WORK INSTRUCTIONS –
Each line below must be set down exactly; omit any image you find.

INFORMATION PROVIDED –
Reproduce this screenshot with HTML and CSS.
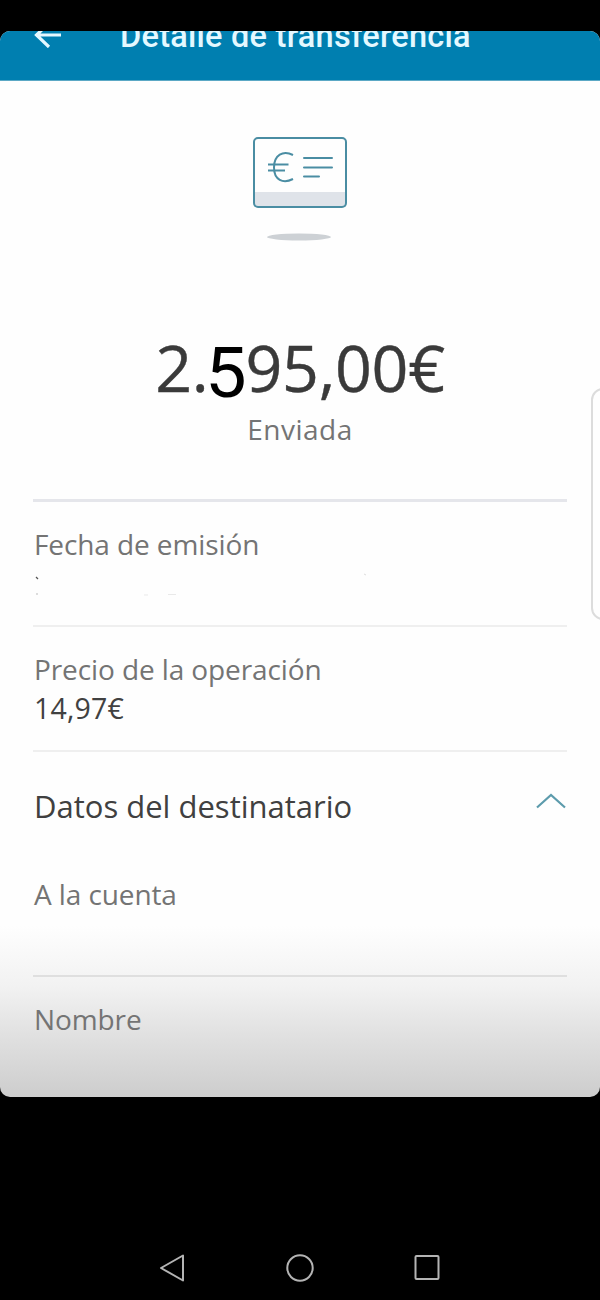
FILE: index.html
```html
<!DOCTYPE html>
<html lang="es">
<head>
<meta charset="utf-8">
<title>Detalle de transferencia</title>
<link rel="stylesheet" href="styles.css">
</head>
<body>
<div class="phone">
  <main class="screen">
    <header class="topbar">
      <svg class="back" width="28" height="26" viewBox="0 0 28 26" fill="none" stroke="#e4f8ff" stroke-width="3.200"><path d="M27 13H2M15 1L2.500 13L15 25"/></svg>
      <h1 class="title">Detalle de transferencia</h1>
    </header>
    <section class="summary">
      <svg class="card-icon" width="96" height="106" viewBox="0 0 96 106" fill="none" stroke="#4a8da3" stroke-width="2">
        <rect x="2" y="56" width="92" height="15" fill="#dfe3e9" stroke="none"/>
        <rect x="2" y="2" width="92" height="69" rx="4"/>
        <path d="M41 19C31 14 22 19 22 31.500C22 44 31 48 41 43M16 28.500H36.500M16 34.500H33"/>
        <path d="M52 22H80M52 31.500H80M52 40.500H67" stroke-linecap="round"/>
        <ellipse cx="47" cy="101" rx="32" ry="3.500" fill="#cdd1d5" stroke="none"/>
      </svg>
      <p class="amount">2.<span class="digit">5</span>95,00€</p>
      <p class="status">Enviada</p>
    </section>
    <div class="rows">
      <section class="row row-first">
        <p class="label date">Fecha de emisión</p>
        <svg class="specks" width="340" height="26" viewBox="0 0 340 26" fill="none"><path d="M2 4L4 6" stroke="#555" stroke-width="1.300"/><path d="M2 21h2" stroke="#bbb"/><path d="M110 22h4M134 21.500h8" stroke="#e9e9e9"/><path d="M330 1l2 1" stroke="#ddd"/></svg>
      </section>
      <section class="row">
        <p class="label price">Precio de la operación</p>
        <p class="value">14,97€</p>
      </section>
      <section class="row row-recipient">
        <div class="heading">
          <h2 class="heading-text">Datos del destinatario</h2>
          <svg class="chevron" width="32" height="18" viewBox="0 0 32 18" fill="none" stroke="#5c9bac" stroke-width="2.200"><path d="M2 15.500L16 3L30 15.500"/></svg>
        </div>
        <p class="label account">A la cuenta</p>
      </section>
      <section class="row row-last">
        <p class="label name">Nombre</p>
      </section>
    </div>
    <div class="side-handle"></div>
  </main>
  <nav class="navbar">
    <svg width="28" height="30" viewBox="0 0 28 30"><path d="M25 2.500V27.500L3 15Z"/></svg>
    <svg width="30" height="30" viewBox="0 0 30 30"><circle cx="15" cy="15" r="12.700"/></svg>
    <svg width="28" height="30" viewBox="0 0 28 30"><rect x="1.500" y="3" width="23" height="23" rx="1"/></svg>
  </nav>
</div>
</body>
</html>
```
FILE: styles.css
```css
* { box-sizing: border-box; }
body { margin: 0; background: #000; font-family: "Open Sans", "Noto Sans", sans-serif; }
p, h1, h2 { margin: 0; font-weight: 400; white-space: nowrap; }
svg { display: block; flex: none; }
.phone { width: 600px; height: 1300px; padding-top: 31px; display: flex; flex-direction: column; background: #000; }
.screen {
  position: relative;
  height: 1066px;
  flex: none;
  overflow: hidden;
  border-radius: 10px;
  background: linear-gradient(#fefefe 0, #fefefe 895px, #f2f2f2 955px, #e2e2e2 1000px, #cdcdcd 1066px);
}
.topbar { height: 50px; padding-left: 34px; display: flex; align-items: flex-start; gap: 58px; background: #007fb0; border-bottom: 1px solid #5ba8c5; }
.back { margin-top: -9px; }
.title { margin-top: -15px; font: 500 32.5px/41px Roboto, sans-serif; letter-spacing: .25px; color: #e4f8ff; }
.summary { height: 418px; display: flex; flex-direction: column; align-items: center; }
.card-icon { margin-top: 55px; }
.amount { margin-top: 80px; font-size: 64.5px; line-height: 90px; height: 90px; letter-spacing: -.3px; color: #3a3a3a; -webkit-text-stroke: .4px #3a3a3a; }
.digit { display: inline-block; width: 37px; margin-left: -2.5px; margin-right: 2.500px; font: 400 70px/70px Roboto, sans-serif; color: #000; vertical-align: -5px; transform: scaleX(1.06); -webkit-text-stroke: 0; }
.status { font-size: 28px; line-height: 40px; margin-top: -3px; letter-spacing: .5px; color: #747474; }
.rows { padding: 0 33px; }
.row { height: 125px; padding: 22px 0 0 1px; border-top: 2px solid #efefef; }
.row-first { height: 126px; border-top: 3px solid #e5e6eb; }
.row-recipient { height: 225px; padding-top: 32px; }
.row-last { border-top-color: #dfdfdf; }
.label { font-size: 28px; line-height: 40px; letter-spacing: -.1px; color: #747474; }
.value { font-size: 28.5px; line-height: 40px; margin-top: -1px; letter-spacing: .2px; color: #414141; }
.specks { margin-top: 9px; }
.heading { display: flex; justify-content: space-between; align-items: flex-start; }
.heading-text { font-size: 31px; line-height: 44px; color: #404040; }
.chevron { margin-top: 8px; }
.account { margin-top: 46px; }
.side-handle { position: absolute; left: 591px; top: 357px; width: 30px; height: 232px; border: 2px solid #dcdcdc; border-radius: 12px; background: #fefefe; }
.navbar { margin-top: auto; height: 66px; padding: 19px 158px 0 158px; display: flex; justify-content: space-between; align-items: flex-start; }
.navbar svg { fill: none; stroke: #b4b4b4; stroke-width: 2; stroke-linejoin: round; }
```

EXPECTED ANSWER –
Reproduce this screenshot with HTML and CSS.
FILE: index.html
```html
<!DOCTYPE html>
<html lang="es">
<head>
<meta charset="utf-8">
<title>Detalle de transferencia</title>
<link rel="stylesheet" href="styles.css">
</head>
<body>
<div class="phone">
  <main class="screen">
    <header class="topbar">
      <svg class="back" width="28" height="26" viewBox="0 0 28 26" fill="none" stroke="#e4f8ff" stroke-width="3.200"><path d="M27 13H2M15 1L2.500 13L15 25"/></svg>
      <h1 class="title">Detalle de transferencia</h1>
    </header>
    <section class="summary">
      <svg class="card-icon" width="96" height="106" viewBox="0 0 96 106" fill="none" stroke="#4a8da3" stroke-width="2">
        <rect x="2" y="56" width="92" height="15" fill="#dfe3e9" stroke="none"/>
        <rect x="2" y="2" width="92" height="69" rx="4"/>
        <path d="M41 19C31 14 22 19 22 31.500C22 44 31 48 41 43M16 28.500H36.500M16 34.500H33"/>
        <path d="M52 22H80M52 31.500H80M52 40.500H67" stroke-linecap="round"/>
        <ellipse cx="47" cy="101" rx="32" ry="3.500" fill="#cdd1d5" stroke="none"/>
      </svg>
      <p class="amount">2.<span class="digit">5</span>95,00€</p>
      <p class="status">Enviada</p>
    </section>
    <div class="rows">
      <section class="row row-first">
        <p class="label date">Fecha de emisión</p>
        <svg class="specks" width="340" height="26" viewBox="0 0 340 26" fill="none"><path d="M2 4L4 6" stroke="#555" stroke-width="1.300"/><path d="M2 21h2" stroke="#bbb"/><path d="M110 22h4M134 21.500h8" stroke="#e9e9e9"/><path d="M330 1l2 1" stroke="#ddd"/></svg>
      </section>
      <section class="row">
        <p class="label price">Precio de la operación</p>
        <p class="value">14,97€</p>
      </section>
      <section class="row row-recipient">
        <div class="heading">
          <h2 class="heading-text">Datos del destinatario</h2>
          <svg class="chevron" width="32" height="18" viewBox="0 0 32 18" fill="none" stroke="#5c9bac" stroke-width="2.200"><path d="M2 15.500L16 3L30 15.500"/></svg>
        </div>
        <p class="label account">A la cuenta</p>
      </section>
      <section class="row row-last">
        <p class="label name">Nombre</p>
      </section>
    </div>
    <div class="side-handle"></div>
  </main>
  <nav class="navbar">
    <svg width="28" height="30" viewBox="0 0 28 30"><path d="M25 2.500V27.500L3 15Z"/></svg>
    <svg width="30" height="30" viewBox="0 0 30 30"><circle cx="15" cy="15" r="12.700"/></svg>
    <svg width="28" height="30" viewBox="0 0 28 30"><rect x="1.500" y="3" width="23" height="23" rx="1"/></svg>
  </nav>
</div>
</body>
</html>
```
FILE: styles.css
```css
* { box-sizing: border-box; }
body { margin: 0; background: #000; font-family: "Open Sans", "Noto Sans", sans-serif; }
p, h1, h2 { margin: 0; font-weight: 400; white-space: nowrap; }
svg { display: block; flex: none; }
.phone { width: 600px; height: 1300px; padding-top: 31px; display: flex; flex-direction: column; background: #000; }
.screen {
  position: relative;
  height: 1066px;
  flex: none;
  overflow: hidden;
  border-radius: 10px;
  background: linear-gradient(#fefefe 0, #fefefe 895px, #f2f2f2 955px, #e2e2e2 1000px, #cdcdcd 1066px);
}
.topbar { height: 50px; padding-left: 34px; display: flex; align-items: flex-start; gap: 58px; background: #007fb0; border-bottom: 1px solid #5ba8c5; }
.back { margin-top: -9px; }
.title { margin-top: -15px; font: 500 32.5px/41px Roboto, sans-serif; letter-spacing: .25px; color: #e4f8ff; }
.summary { height: 418px; display: flex; flex-direction: column; align-items: center; }
.card-icon { margin-top: 55px; }
.amount { margin-top: 80px; font-size: 64.5px; line-height: 90px; height: 90px; letter-spacing: -.3px; color: #3a3a3a; -webkit-text-stroke: .4px #3a3a3a; }
.digit { display: inline-block; width: 37px; margin-left: -2.5px; margin-right: 2.500px; font: 400 70px/70px Roboto, sans-serif; color: #000; vertical-align: -5px; transform: scaleX(1.06); -webkit-text-stroke: 0; }
.status { font-size: 28px; line-height: 40px; margin-top: -3px; letter-spacing: .5px; color: #747474; }
.rows { padding: 0 33px; }
.row { height: 125px; padding: 22px 0 0 1px; border-top: 2px solid #efefef; }
.row-first { height: 126px; border-top: 3px solid #e5e6eb; }
.row-recipient { height: 225px; padding-top: 32px; }
.row-last { border-top-color: #dfdfdf; }
.label { font-size: 28px; line-height: 40px; letter-spacing: -.1px; color: #747474; }
.value { font-size: 28.5px; line-height: 40px; margin-top: -1px; letter-spacing: .2px; color: #414141; }
.specks { margin-top: 9px; }
.heading { display: flex; justify-content: space-between; align-items: flex-start; }
.heading-text { font-size: 31px; line-height: 44px; color: #404040; }
.chevron { margin-top: 8px; }
.account { margin-top: 46px; }
.side-handle { position: absolute; left: 591px; top: 357px; width: 30px; height: 232px; border: 2px solid #dcdcdc; border-radius: 12px; background: #fefefe; }
.navbar { margin-top: auto; height: 66px; padding: 19px 158px 0 158px; display: flex; justify-content: space-between; align-items: flex-start; }
.navbar svg { fill: none; stroke: #b4b4b4; stroke-width: 2; stroke-linejoin: round; }
```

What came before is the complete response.